Surtout quand leurs comportements sont également dépouillés, faits de maniérisme et de caricatures poussés à l’extrême. Les attitudes des personnages n’ont plus aucune valeur, parce qu’ils ne représentent pas la situation que le récit veut invoquer. C’est encore pire quand Bruno Dumont fait intervenir le fantastique, comme si le burlesque sans limite ne suffisait pas… A chaque fois de manière brutale et indigente, cette dimension fantastique perturbe toute volonté de dérision et se range dans un imaginaire déglingué – se mêlant à l’enquête mystérieuse. Et au passage, cette intrigue policière n’est plus le moyen de découvrir un univers, une communauté, des personnages comme dans P’TIT QUINQUIN, elle est une excuse pour créer une toile de fond afin d’amorcer le film.

Mais bon, avec des sources sûres provenant du tournage même, puis une interview de Fabrice Luchini : Bruno Dumont demandait à ses comédiens d’en faire toujours plus. A partir de là, la comédie est constamment surjouée et tous les arcs narratifs sont poussés au second rang. Tout devient prétexte à la comédie, dans ce burlesque sans limite : l’humour devient le centre du long-métrage, à se demander sans cesse jusqu’où ils iront. Mais sans demander à quoi cela amène, ou à quoi cela sert à un instant T. Parce que c’est ça l’objectif du film : ce n’est plus le burlesque au service du drame, mais il en devient le porteur.

Ainsi, le romantisme intégré dans le film ne peut jamais prendre son envol. Traité de manière très lisse, à cause de toutes les intrigues adoptées et du trop plein de burlesque, la romance n’est qu’une intermittence qui n’a pas réellement d’effet perturbateur. Censé être l’élément qui trouble tous les autres arcs, mais qui ne fonctionne jamais dans sa totalité. A chaque fois que le regard est porté sur le couple, il y a un sentiment d’inabouti. Alors que le personnage de Billie, dont on ne sait jamais vraiment si c’est un garçon ou une fille (avec un prénom bien choisi, du coup), reste le plus fascinant – les grognements de Ma Loute vaccinent définitivement face au potentiel intérêt qu’il peut susciter au début.
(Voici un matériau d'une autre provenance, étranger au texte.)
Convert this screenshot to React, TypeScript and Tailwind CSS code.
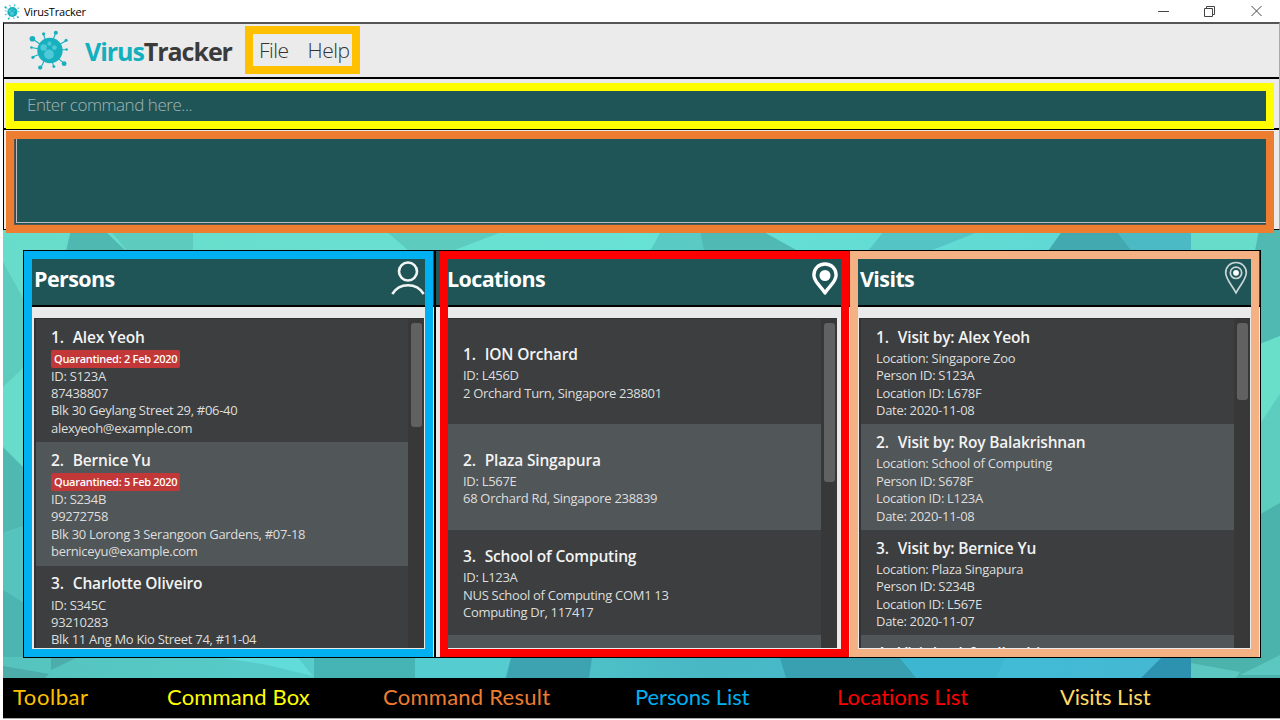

Le burlesque est tellement le centre du long-métrage, et de toute la mise en scène, que Bruno Dumont n’a en fait que faire du paysage. Le film montre effectivement une esthétique du burlesque et du fantastique : le montage à plans courts qui succède à un plan-séquence, puis des cadrages étranges qui veulent mentionner la surprise, l’étonnement, l’exaltation. Mais il n’existe aucune esthétique du drame, qui devrait prendre son appui sur le territoire côtier. Parce que cette baie arrive à montrer une bonne lumière et une étendue intrigante. Sauf que Bruno Dumont se fiche du paysage : les espaces n’influencent jamais les personnages, ils y sont complètement étrangers, comme si ce film pourrait se dérouler n’importe où.